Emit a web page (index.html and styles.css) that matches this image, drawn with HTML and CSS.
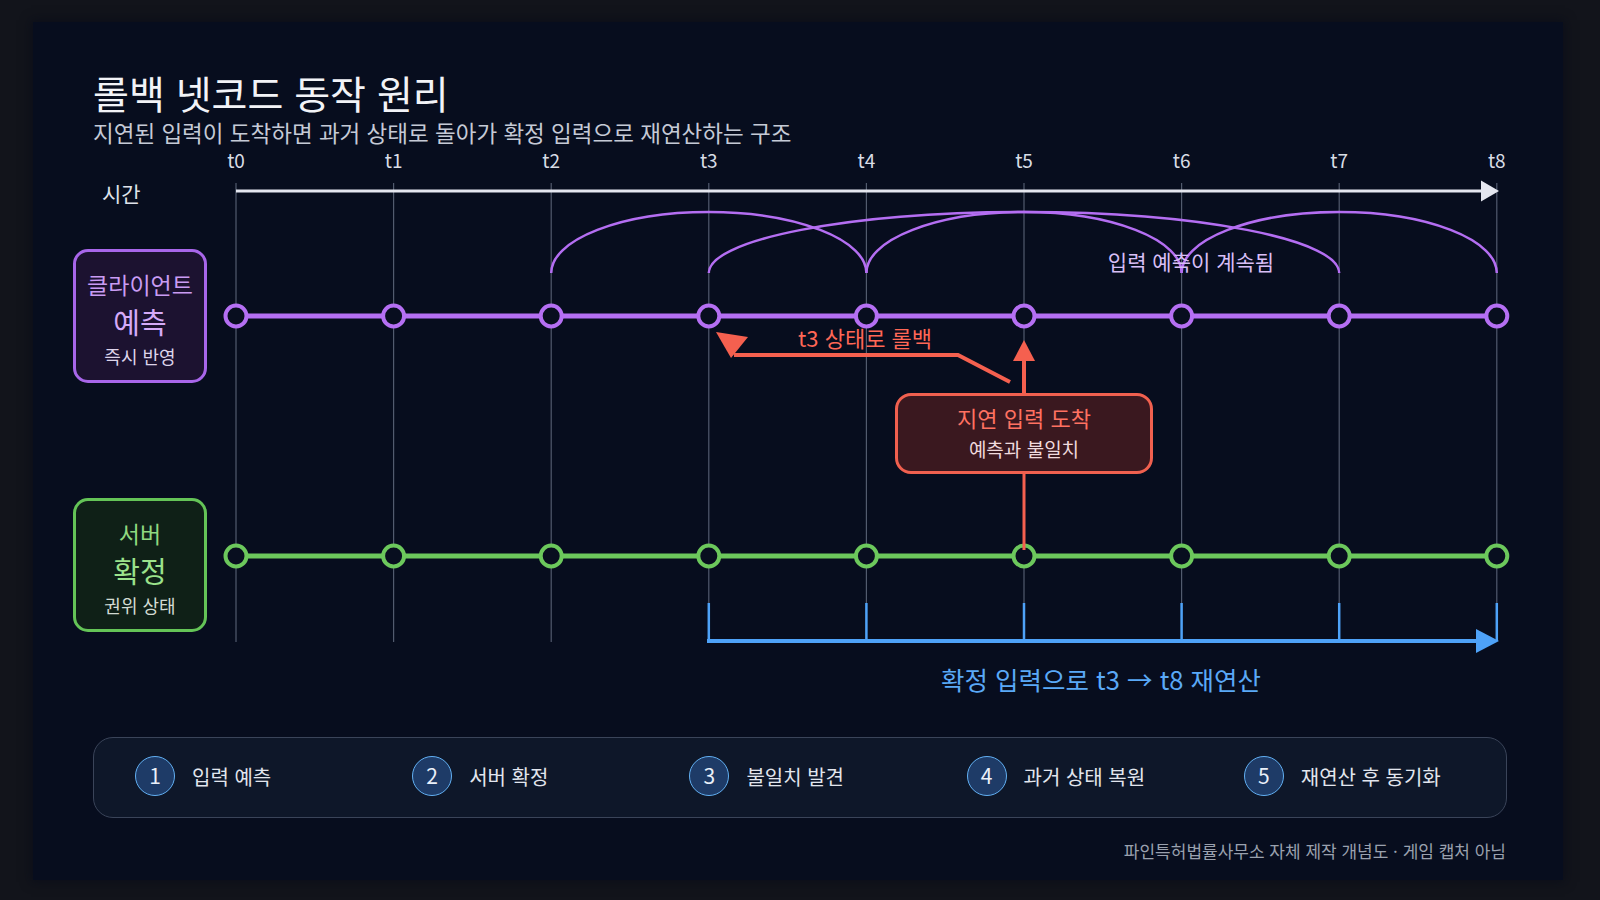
FILE: index.html
```html
<!DOCTYPE html>
<html lang="ko">
<head>
<meta charset="utf-8">
<title>롤백 넷코드 동작 원리</title>
<link rel="stylesheet" href="styles.css">
</head>
<body>
<main class="panel">
  <header class="head">
    <h1 class="title">롤백 넷코드 동작 원리</h1>
    <p class="subtitle">지연된 입력이 도착하면 과거 상태로 돌아가 확정 입력으로 재연산하는 구조</p>
  </header>

  <section class="diagram">
    <svg class="diagram-svg" width="1530" height="570" viewBox="33 145 1530 570" xmlns="http://www.w3.org/2000/svg">
      <!-- grid -->
      <g class="grid">
        <line x1="236" y1="183" x2="236" y2="642"/>
        <line x1="393.6" y1="183" x2="393.6" y2="642"/>
        <line x1="551.2" y1="183" x2="551.2" y2="642"/>
        <line x1="708.8" y1="183" x2="708.8" y2="603"/>
        <line x1="866.4" y1="183" x2="866.4" y2="603"/>
        <line x1="1024" y1="183" x2="1024" y2="603"/>
        <line x1="1181.6" y1="183" x2="1181.6" y2="603"/>
        <line x1="1339.2" y1="183" x2="1339.2" y2="603"/>
        <line x1="1496.8" y1="183" x2="1496.8" y2="603"/>
      </g>
      <!-- tick labels -->
      <g class="tick">
        <text x="236" y="168">t0</text>
        <text x="393.6" y="168">t1</text>
        <text x="551.2" y="168">t2</text>
        <text x="708.8" y="168">t3</text>
        <text x="866.4" y="168">t4</text>
        <text x="1024" y="168">t5</text>
        <text x="1181.6" y="168">t6</text>
        <text x="1339.2" y="168">t7</text>
        <text x="1496.8" y="168">t8</text>
      </g>
      <text class="axis-label" x="102" y="201.5">시간</text>
      <!-- time axis -->
      <line class="axis" x1="236" y1="191" x2="1484" y2="191"/>
      <polygon class="axis-head" points="1481,180.5 1499,191 1481,201.5"/>

      <!-- prediction arcs -->
      <g class="arcs">
        <path d="M551.2 273 A157.6 61 0 0 1 866.4 273"/>
        <path d="M708.8 273 A315.2 61 0 0 1 1339.2 273"/>
        <path d="M866.4 273 A157.6 61 0 0 1 1181.6 273"/>
        <path d="M1181.6 273 A157.6 61 0 0 1 1496.8 273"/>
      </g>
      <text class="arc-label" x="1191" y="270">입력 예측이 계속됨</text>

      <!-- client lane -->
      <line class="lane-line client" x1="236" y1="316" x2="1496.8" y2="316"/>
      <g class="node client">
        <circle cx="236" cy="316" r="10.5"/>
        <circle cx="393.6" cy="316" r="10.5"/>
        <circle cx="551.2" cy="316" r="10.5"/>
        <circle cx="708.8" cy="316" r="10.5"/>
        <circle cx="866.4" cy="316" r="10.5"/>
        <circle cx="1024" cy="316" r="10.5"/>
        <circle cx="1181.6" cy="316" r="10.5"/>
        <circle cx="1339.2" cy="316" r="10.5"/>
        <circle cx="1496.8" cy="316" r="10.5"/>
      </g>

      <!-- server lane -->
      <line class="lane-line server" x1="236" y1="556" x2="1496.8" y2="556"/>
      <g class="node server">
        <circle cx="236" cy="556" r="10.5"/>
        <circle cx="393.6" cy="556" r="10.5"/>
        <circle cx="551.2" cy="556" r="10.5"/>
        <circle cx="708.8" cy="556" r="10.5"/>
        <circle cx="866.4" cy="556" r="10.5"/>
        <circle cx="1024" cy="556" r="10.5"/>
        <circle cx="1181.6" cy="556" r="10.5"/>
        <circle cx="1339.2" cy="556" r="10.5"/>
        <circle cx="1496.8" cy="556" r="10.5"/>
      </g>

      <!-- re-simulation -->
      <g class="resim">
        <line x1="708.8" y1="603" x2="708.8" y2="642"/>
        <line x1="866.4" y1="603" x2="866.4" y2="641"/>
        <line x1="1024" y1="603" x2="1024" y2="641"/>
        <line x1="1181.6" y1="603" x2="1181.6" y2="641"/>
        <line x1="1339.2" y1="603" x2="1339.2" y2="641"/>
        <line x1="1496.8" y1="603" x2="1496.8" y2="641"/>
        <line class="resim-main" x1="707" y1="641" x2="1480" y2="641"/>
      </g>
      <polygon class="resim-head" points="1476,629 1499,641 1476,653"/>
      <text class="resim-label" x="1101" y="689.5">확정 입력으로 t3 → t8 재연산</text>

      <!-- rollback -->
      <polyline class="red-line" points="1010,382 958,355 734,355"/>
      <polygon class="red-head" points="716,332 748,337 731,358"/>
      <text class="rollback-label" x="865" y="346.5">t3 상태로 롤백</text>
      <line class="red-line" x1="1024" y1="393" x2="1024" y2="358"/>
      <polygon class="red-head" points="1024,340 1013,361 1035,361"/>
      <line class="red-line thin" x1="1024" y1="474" x2="1024" y2="550"/>
    </svg>

    <div class="lane-box client-box">
      <span class="lane-top">클라이언트</span>
      <span class="lane-main">예측</span>
      <span class="lane-sub">즉시 반영</span>
    </div>
    <div class="lane-box server-box">
      <span class="lane-top">서버</span>
      <span class="lane-main">확정</span>
      <span class="lane-sub">권위 상태</span>
    </div>
    <div class="late-box">
      <span class="late-title">지연 입력 도착</span>
      <span class="late-sub">예측과 불일치</span>
    </div>
  </section>

  <ol class="legend">
    <li class="step"><span class="step-num">1</span><span class="step-text">입력 예측</span></li>
    <li class="step"><span class="step-num">2</span><span class="step-text">서버 확정</span></li>
    <li class="step"><span class="step-num">3</span><span class="step-text">불일치 발견</span></li>
    <li class="step"><span class="step-num">4</span><span class="step-text">과거 상태 복원</span></li>
    <li class="step"><span class="step-num">5</span><span class="step-text">재연산 후 동기화</span></li>
  </ol>

  <p class="footer">파인특허법률사무소 자체 제작 개념도 · 게임 캡처 아님</p>
</main>
</body>
</html>
```

FILE: styles.css
```css
html, body {
  margin: 0;
  padding: 0;
}

body {
  width: 1600px;
  height: 900px;
  background: #12141b;
  font-family: "Noto Sans CJK KR", "Noto Sans", sans-serif;
  overflow: hidden;
}

.panel {
  box-sizing: border-box;
  margin: 22px 0 0 33px;
  width: 1530px;
  height: 858px;
  padding-top: 47px;
  background: #070d1e;
  box-shadow: 0 0 10px 2px rgba(6, 10, 24, 0.6);
  display: flex;
  flex-direction: column;
}

.head {
  padding-left: 60px;
}

.title {
  margin: 0;
  font-size: 39px;
  line-height: 46px;
  font-weight: 400;
  color: #f2f3f7;
}

.subtitle {
  margin: 4px 0 0;
  font-size: 22.5px;
  line-height: 26px;
  font-weight: 400;
  color: #c5cad6;
}

/* ---------- diagram ---------- */
.diagram {
  position: relative;
  width: 1530px;
  height: 570px;
  flex: none;
}

.diagram-svg {
  display: block;
}

.grid line {
  stroke: #525b6e;
  stroke-width: 1.2;
}

.tick text {
  font-family: "Noto Sans CJK KR", "Noto Sans", sans-serif;
  font-size: 19px;
  fill: #d9dde6;
  text-anchor: middle;
}

.axis-label {
  font-family: "Noto Sans CJK KR", "Noto Sans", sans-serif;
  font-size: 21px;
  fill: #dfe2ea;
}

.axis {
  stroke: #e4e6ef;
  stroke-width: 3;
}

.axis-head {
  fill: #e4e6ef;
}

.arcs path {
  fill: none;
  stroke: #b46ef2;
  stroke-width: 2.5;
}

.arc-label {
  font-family: "Noto Sans CJK KR", "Noto Sans", sans-serif;
  font-size: 21px;
  fill: #d8bff7;
  text-anchor: middle;
}

.lane-line {
  stroke-width: 5;
}

.lane-line.client {
  stroke: #b56ff3;
}

.lane-line.server {
  stroke: #6cc85c;
}

.node circle {
  fill: #080e1f;
  stroke-width: 4;
}

.node.client circle {
  stroke: #b56ff3;
}

.node.server circle {
  stroke: #6cc85c;
}

.resim line {
  stroke: #4ea2f8;
  stroke-width: 2.5;
}

.resim .resim-main {
  stroke-width: 4;
}

.resim-head {
  fill: #4ea2f8;
}

.resim-label {
  font-family: "Noto Sans CJK KR", "Noto Sans", sans-serif;
  font-size: 25.5px;
  fill: #5aa9f7;
  text-anchor: middle;
}

.red-line {
  fill: none;
  stroke: #f5604f;
  stroke-width: 4;
}

.red-line.thin {
  stroke-width: 3;
}

.red-head {
  fill: #f5604f;
}

.rollback-label {
  font-family: "Noto Sans CJK KR", "Noto Sans", sans-serif;
  font-size: 22px;
  fill: #ff6756;
  text-anchor: middle;
}

/* lane boxes (diagram nodes) */
.lane-box {
  position: absolute;
  left: 40px;
  width: 134px;
  height: 134px;
  box-sizing: border-box;
  border: 3px solid;
  border-radius: 15px;
  padding-top: 18px;
  display: flex;
  flex-direction: column;
  align-items: center;
}

.client-box {
  top: 104px;
  border-color: #a866ea;
  background: #1c1230;
}

.server-box {
  top: 353px;
  border-color: #64c457;
  background: #0f2017;
}

.lane-top {
  font-size: 23px;
  line-height: 28px;
}

.lane-main {
  font-size: 29px;
  line-height: 46px;
  font-weight: 400;
}

.lane-sub {
  font-size: 18px;
  line-height: 24px;
}

.client-box .lane-top {
  color: #c99cf3;
}

.client-box .lane-main {
  color: #d5aaf8;
}

.client-box .lane-sub {
  color: #ddd4ea;
}

.server-box .lane-top {
  color: #8fd980;
}

.server-box .lane-main {
  color: #9be28b;
}

.server-box .lane-sub {
  color: #d2dbd3;
}

.late-box {
  position: absolute;
  left: 862px;
  top: 248px;
  width: 258px;
  height: 81px;
  box-sizing: border-box;
  border: 3px solid #f0604f;
  border-radius: 16px;
  background: #3a181f;
  padding-top: 7px;
  display: flex;
  flex-direction: column;
  align-items: center;
}

.late-title {
  font-size: 22px;
  line-height: 28px;
  color: #ff7161;
}

.late-sub {
  margin-top: 4px;
  font-size: 19px;
  line-height: 28px;
  color: #efdadd;
}

/* ---------- legend ---------- */
.legend {
  list-style: none;
  box-sizing: border-box;
  margin: 22px 56px 0 60px;
  height: 81px;
  padding: 0 0 3px 41px;
  border: 1.5px solid #3a4459;
  border-radius: 20px;
  background: #0e1729;
  display: flex;
  align-items: center;
}

.step {
  width: 277.2px;
  flex: none;
  display: flex;
  align-items: center;
  gap: 17px;
}

.step-num {
  box-sizing: border-box;
  width: 40px;
  height: 40px;
  border-radius: 50%;
  border: 1.5px solid #62b0f3;
  background: #1e3b67;
  color: #eaf0f9;
  font-size: 21px;
  line-height: 37px;
  text-align: center;
}

.step-text {
  font-size: 20px;
  color: #e2e6ee;
}

.footer {
  margin: 23px 57px 0 0;
  text-align: right;
  font-size: 17px;
  line-height: 20px;
  color: #9aa1ae;
}
```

○ ○ ○

> [GIVEN PROBLEM]:
List the lines that contain the word "index".

> [THE ANSWER]:
Emit a web page (index.html and styles.css) that matches this image, drawn with HTML and CSS.
FILE: index.html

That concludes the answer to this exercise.